Levy believes the greatest myth – the one hanging over the Middle East like perfume sprayed onto a corpse – is the idea of the current ‘peace talks’ led by the United States. … Now, he says, he is convinced it was “a scam” from the start, doomed to fail. How does he know? “There is a very simple litmus test for any peace talks. A necessity for peace is for Israel to dismantle settlements in the West Bank. So if you are going to dismantle settlements soon, you’d stop building more now, right? They carried on building them all through Oslo. And today, Netanyahu is refusing to freeze construction, the barest of the bare minimum. It tells you all you need.” …

He believes only one kind of pressure would bring Israel back to sanity and safety: “The day the president of the United States decides to put an end to the occupation, it will cease. Because Israel was never so dependent on the United States as it is now. Never. Not only economically, not only militarily but above all politically. … It isn’t only bad for Israel – it is bad for America. “The occupation is the best excuse for many worldwide terror organisations. It’s not always genuine but they use it. Why do you let them use it? Why give them this fury? Why not you solve it once and for all when the, when the solution is so simple?” [Elsewhere in the article: a two-state solution with fair borders, real rights, and security for Palestinians.]

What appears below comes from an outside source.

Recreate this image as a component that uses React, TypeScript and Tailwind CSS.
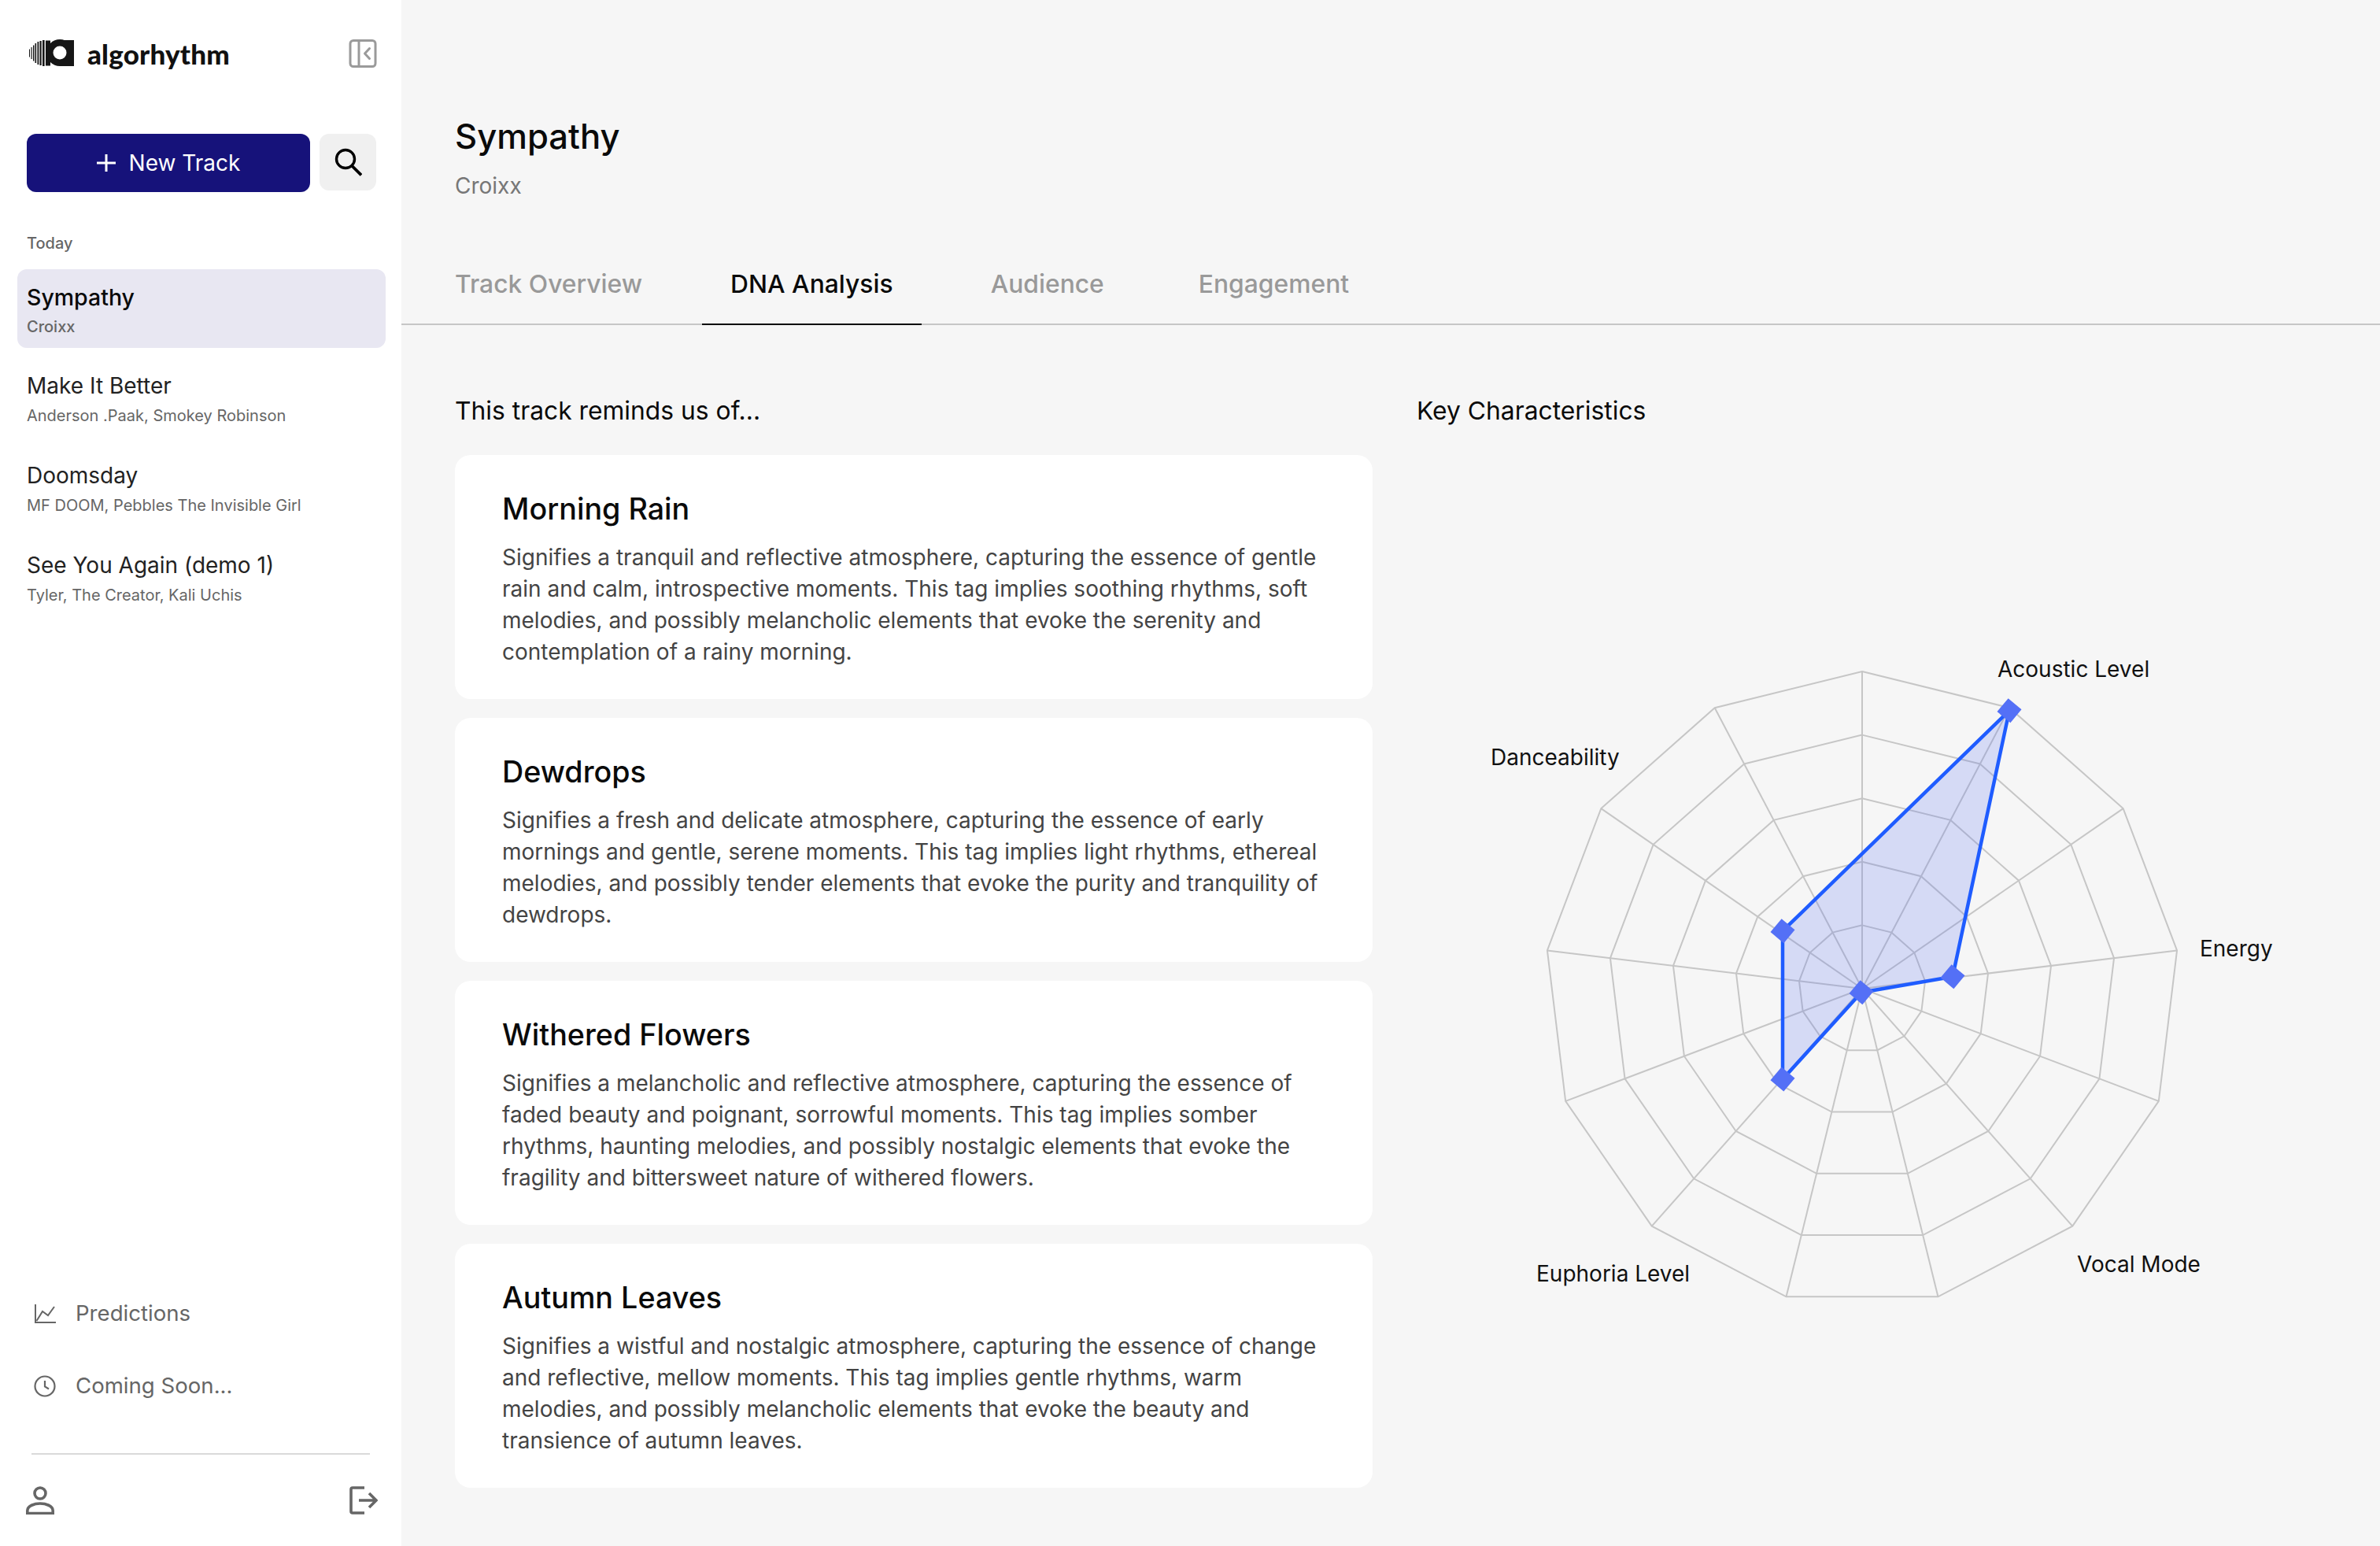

But then, as if it has been nagging at him, he returns abruptly to an earlier question. “I am very pessimistic, sure. … The Israeli society will not change on its own, and the Palestinians are too weak to change it. But having said this, I must say, if we had been sitting here in the late 1980s and you had told me that the Berlin wall will fall within months, that the Soviet Union will fall within months, that parts of the regime in South Africa will fall within months, I would have laughed at you.”

And then he says this:

“You have to be realistic enough to believe in miracles.”

And this:

“A whistle in the dark is still a whistle.”